Arrivare, in due anni di attività, a raggiungere un’attrattività tale da raccogliere 400.000 euro di investimenti da funder come i soci di Italian Angels for Growth (IAG) e quelli del Club degli Investitori, guidati rispettivamente da Antonio Leone e da Giancarlo Rocchietti, oltre al Gruppo Digital 360.
Il “goal” è riuscito ad AppQuality, startup tutta italiana nata all’interno del Centro di Ricerca sulle Mobile App del Politecnico di Milano.
«Il nostro obiettivo – spiega Luca Manara, fondatore della società insieme a Edoardo Vannutelli e Filippo Renga – era trovare il modo di sopperire alla carenza di qualità delle App, con un focus sia sul mercato italiano sia su quello europeo».
La risposta al problema evidenziato da Manara si riassume in una parola: crowdtesting.
Il crowdtesting: user-centrico e agile
Il crowdtesting combina di fatto l’idea alla base del crowdsourcing e i benefici del Cloud: nelle attività di valutazione del software presuppone un approccio user-centrico, basato sui feedback degli utenti reali.
«Non si tratta di test effettuati in laboratorio: spostiamo la fase di testing delle App già nel mondo reale», spiega Manara, aggiungendo che il crowdtesting è un modello agile e dunque ben si inserisce lungo tutto il filone “agile” dello sviluppo software.
«In sei mesi abbiamo creato il modello di crowdtesting e oggi abbiamo una community di 15.000 tester connessi alla nostra piattaforma cloud, retribuiti per la loro attività».
Di fatto, AppQuality ha portato gli utenti finali all’interno delle fasi di sviluppo di una App, secondo un approccio di base volontaristico: «Tutti possono iscriversi alla nostra community», racconta Manara, che tuttavia sottolinea come sia interesse della società far crescere le professionalità attraverso l’acquisizione di competenze. «Abbiamo sviluppato una serie di strumenti, inclusa una Academy, così come abbiamo integrato un aspetto di gamification, che ci porta a offrire punti esperienza ai tester che collaborano con noi».
C’è un passo ulteriore, evidenziato da Manara: sulla base delle competenze e delle esperienze maturate dai tester, AppQuality ne effettua una mappatura, così da aggiungere efficacia alle attività di crowdtesting.
Focus sulla qualità delle App
«Rispetto al passato, c’è oggi una più forte percezione della necessità della qualità delle App.

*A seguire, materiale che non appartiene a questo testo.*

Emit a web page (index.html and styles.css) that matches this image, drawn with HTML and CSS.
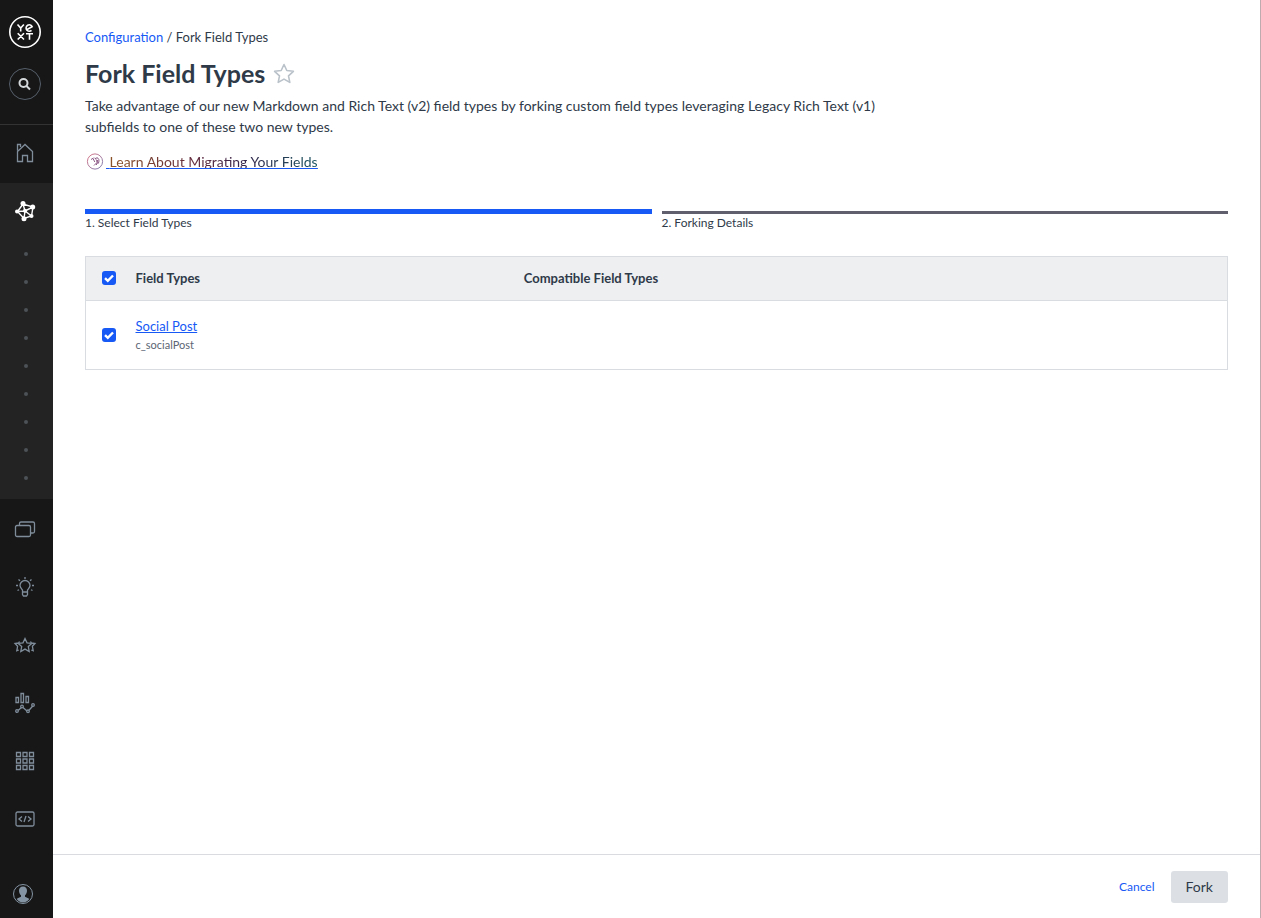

È un tema di competitività, che ha impatti importanti sui brand».
Nelle sue attività, AppQuality segue sia le realtà del mondo consumer, sia quelle del mondo business, su molteplici verticali, dal Banking all’eCommerce, al Retail.
«Andiamo ad analizzare la struttura delle App, dal punto di vista del design, della complessità. Il feedback della community ci serve per fare da advisor verso i nostri clienti anche su questioni basilari, come l’utilità o meno di una determinata App». Le analisi dei dati raccolti consentono di individuare le aree critiche sulle quali intervenire e i bug da risolvere.
Manara parla di analisi comportamentali e di exprience modeling: la raccolta dei dati sui comportamenti di uso dei tester è fondamentale per guidare i clienti nei processi di sviluppo delle App. L’obiettivo è minimizzare i feedback negativi migliorando l’experience complessiva dell’utente finale, senza aggravi pesanti sui tempi e sui costi di realizzazione dei prodotti digitali.
Rispetto alle stesse attività condotte da un team interno AppQuality consente di effettuare test su oltre 50 dispositivi diversi, laddove il team interno si limiterebbe a poche unità, e di effettuarli in tempi molto rapidi: mezza giornata contro gli almeno 14 giorni necessari in modalità tradizionale.
E se nel portafoglio clienti di AppQuality compaiono nomi come Enel, Tim Mobile, Sky, Mediaset, Sisal, Coop, Intesa San Paolo, CheBanca, si capisce quanto la percezione della criticità rappresentata dalla qualità delle App sia diffusa.
Le prospettive di sviluppo
Ora, il finanziamento ottenuto serve ad AppQuality per proseguire nel proprio percorso di sviluppo.
«Innanzi tutto vogliamo continuare a lavorare alla metodologia del crowdtesting in settori paralleli. Penso ad esempio all’advertising e al gaming».
Manara pensa allo sviluppo di nuovi strumenti, ma anche di nuovi algoritmi che consentano di misurare il feedback anche lungo il ciclo di sviluppo software.
«Un altro obiettivo è quello di allargare la community dei tester».
Non si tratta semplicemente di avere più tester attivi – e più dati disponibili – ma anche di costruire community dedicate in base ai vertical.
«Uno fra tutti, il mondo del payment», conclude Manara.